The World Conference of Indigenous Women has seen more than 200 women demand that indigenous women receive greater prominence at every level of decision-making.
They are also calling on governments to provide adequate funding to meet the specific needs of indigenous women.
Peru is home to one of Latin America’s most ancient indigenous cultures.
The country’s capital, Lima, has played host to the World Conference of Indigenous Women, bringing around 230 indigenous women together from across the world.
They discussed many of the problems that are widespread in indigenous communities, sharing ideas and solutions.
The conference is one of the key events helping to develop a political declaration to be presented at the World Conference on Indigenous Peoples in September 2014.
Among those attending is Rose Pihei from the Autonomous Bougainville Government in Papua New Guinea.
“The reason why we have this Indigenous women’s conference is so we can listen how women have been dealing with issues in their own countries. There are a lot of similarities in the issues. That’s why it’s good for us to come together to a conference, so we can map out how we can come up with better strategies to deal with some of the issues affecting the women.”
Mrs Pihei says one of her priorities is to reduce the widespread gender-based violence in Bougainville, which continues despite the island’s bloody civil war having formally ended in 2001.
She says gender-based violence in her home country is getting worse, with more and more younger men perpetrating violence against women in rural areas where it never existed before.
“The women have been hit by conflict and post-conflict in Bougainville, a lot of women are depressed and they feel there’s no hope any more in life. One of my challenges is to build their capacity so they realise they still have hope and realise that they have the potential to become leaders in their own families as mothers. One of my challenges is to get more women involved in regional politics.”
Medical aid agency Medicines Sans Frontiers estimates 70 per cent of women in Papua New Guinea will be raped or physically assualted in their lifetime.
Meanwhile, ChildFund Australia released a report in August which revealed 80 per cent of men had reported using sexual or physical violence against a partner in Bougainville.
“We have an issue with a ‘lost generation’: these are children who never went to school, who never set foot in a classroom, they’ve never seen a blackboard or a job.
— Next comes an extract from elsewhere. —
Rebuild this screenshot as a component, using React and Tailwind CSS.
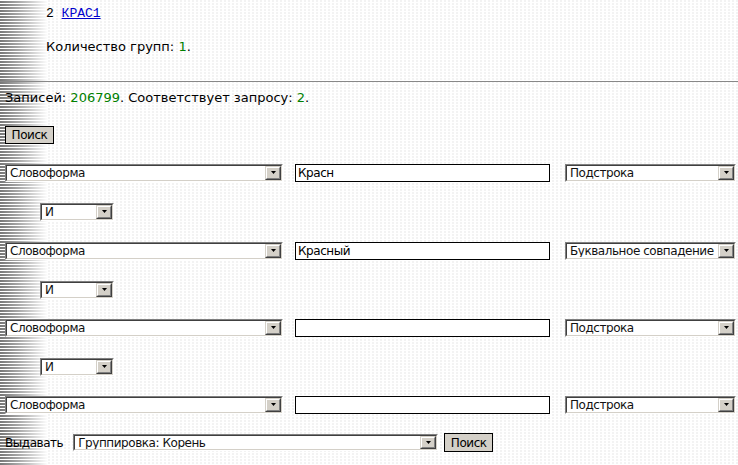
import React from 'react';

const Arrow = () => (
  <div className="h-full w-[16px] shrink-0 border border-t-[#d4d0c8] border-l-[#d4d0c8] border-r-[#404040] border-b-[#404040]">
    <div className="flex h-full w-full items-center justify-center border border-t-white border-l-white border-r-[#808080] border-b-[#808080] bg-[#d4d0c8]">
      <svg width="5" height="3" viewBox="0 0 5 3">
        <polygon points="0,0 5,0 2.5,3" fill="#000" />
      </svg>
    </div>
  </div>
);

const Select = ({ className, text }) => (
  <div className={`${className} shrink-0 border border-t-[#808080] border-l-[#808080] border-r-white border-b-white`}>
    <div className="flex h-full items-center border border-t-[#404040] border-l-[#404040] border-r-[#d4d0c8] border-b-[#d4d0c8] bg-white">
      <span className="min-w-0 flex-1 overflow-hidden whitespace-nowrap pl-[3px] text-[12px] leading-none tracking-[-0.45px] text-[#111]">{text}</span>
      <Arrow />
    </div>
  </div>
);

const Button = ({ className, children }) => (
  <button className={`${className} shrink-0 border border-black bg-[#d4d0c8] text-[12px] leading-none tracking-[-0.45px] text-black`}>
    {children}
  </button>
);

const Row = ({ className, value, mode }) => (
  <div className={`${className} flex h-[18px] items-center pl-[5px]`}>
    <Select className="h-[18px] w-[278px]" text="Словоформа" />
    <div className="ml-[12px] flex h-[18px] w-[255px] shrink-0 items-center border border-black bg-white px-[2px] text-[12px] leading-none tracking-[-0.45px] text-black">
      {value}
    </div>
    <Select className="ml-[15px] h-[18px] w-[171px]" text={mode} />
  </div>
);

const AndSelect = () => (
  <div className="mt-[21px] pl-[40px]">
    <Select className="h-[18px] w-[74px]" text="И" />
  </div>
);

export default function App() {
  return (
    <div className="min-h-screen bg-white font-['DejaVu_Sans',sans-serif] text-[13px] text-black [background:linear-gradient(to_right,rgba(255,255,255,0)_0px,rgba(255,255,255,0.35)_18px,#fff_48px)_0_0/48px_100%_no-repeat,repeating-linear-gradient(to_bottom,#fff_0_1px,#777_1px_3px)_0_0/48px_100%_no-repeat,radial-gradient(circle_at_1px_1px,#f3f3f3_0.8px,transparent_1px)_0_0/4px_3px,#fff]">
      <div className="pl-[46px] pt-[6px] font-['Liberation_Mono',monospace] text-[13px] leading-[16px]">
        2 <a href="#" className="text-[#0000cc] underline">КРАС1</a>
      </div>

      <div className="mt-[17px] pl-[46px] leading-[15px]">
        Количество групп: <span className="text-[#008000]">1</span>.
      </div>

      <div className="mt-[27px] border-t border-[#888]" />

      <div className="mt-[8px] pl-[5px] leading-[15px]">
        Записей: <span className="text-[#008000]">206799</span>. Соответствует запросу: <span className="text-[#008000]">2</span>.
      </div>

      <div className="mt-[20px] pl-[5px]">
        <Button className="h-[18px] w-[49px]">Поиск</Button>
      </div>

      <Row className="mt-[19px]" value="Красн" mode="Подстрока" />
      <AndSelect />
      <Row className="mt-[21px]" value="Красный" mode="Буквальное совпадение" />
      <AndSelect />
      <Row className="mt-[20px]" value="" mode="Подстрока" />
      <AndSelect />
      <Row className="mt-[20px]" value="" mode="Подстрока" />

      <div className="mt-[20px] flex h-[18px] items-center pl-[5px]">
        <span className="text-[12px] leading-none tracking-[-0.45px]">Выдавать</span>
        <Select className="ml-[10px] h-[17px] w-[365px]" text="Группировка: Корень" />
        <Button className="ml-[6px] h-[19px] w-[49px]">Поиск</Button>
      </div>
    </div>
  );
}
The lost generation would now be aged 30 to 45 years. This is a challenge to us and we still haven’t worked out how we can deal with this generation because a lot of violence is being done by the children who never went to school. They think that it’s normal to fight and they think it’s normal to be threatening people.”
Those attending the conference in Lima are discussing how nations can meet the United Nations Millennium Development Goals, such as reducing maternal mortality, which is higher in Papua New Guinea than any other Pacific country.
Dee Thiele and Sandra Creamer represented Australia at the conference in Peru.
Ms Thiele, who has worked in Aboriginal health for nearly 23 years, says many Australians don’t realise that Indigenous Australians face issues similar to those experienced by native people in other regions of the world.
“We all have similar issues, I know we live in a very wealthy country. It’s the country where everybody should have a fair go. On every market of disadvantage we fare the lowest – you factor in the social determinants of health, housing, education and so forth. So when you look at that on an international level, Aboriginal and Torres Strait Islanders have some of the poorest health outcomes on planet.”
She says Australia still has a long way to go before meeting the Millennium Development Goal targets by 2015.
“With child infant mortality in Australia our infant mortality rates there are two to three times higher than the general population. Our life expectancy gap for Aboriginal and Torres Strait Islanders was 17 to 20 years only a couple of year ago but the ABS changed their methodology in how they analyse the data sets that they have and overnight we went from 17 to 20 years down to 10 to 11. I believe that’s an issue in itself.”
Sandra Creamer, from the Global Indigenous Women’s Caucus, is attending the World Conference of Indigenous Women as an observer.
She says the event is vital to helping address a range of issues affecting women throughout the world.
“Any conference that indigenous women go to is important simply because we have to make sure we get that recognition for who we are – we are traditional knowledge-holders in the world. I think when they unite together it gives them more strength and it empowers them.”
Ms Thiele agrees, saying the conference is an important step in offering Indigenous women who work and live in communities experiencing these issues to share ideas.
“I think we’ve got a really good opportunity here to maybe really get our voices out there to our Prime Minister Tony Abbott. At the end of the day the solutions to our issues have to be heard from the grassroots up, not the top down, which has been happening a lot.”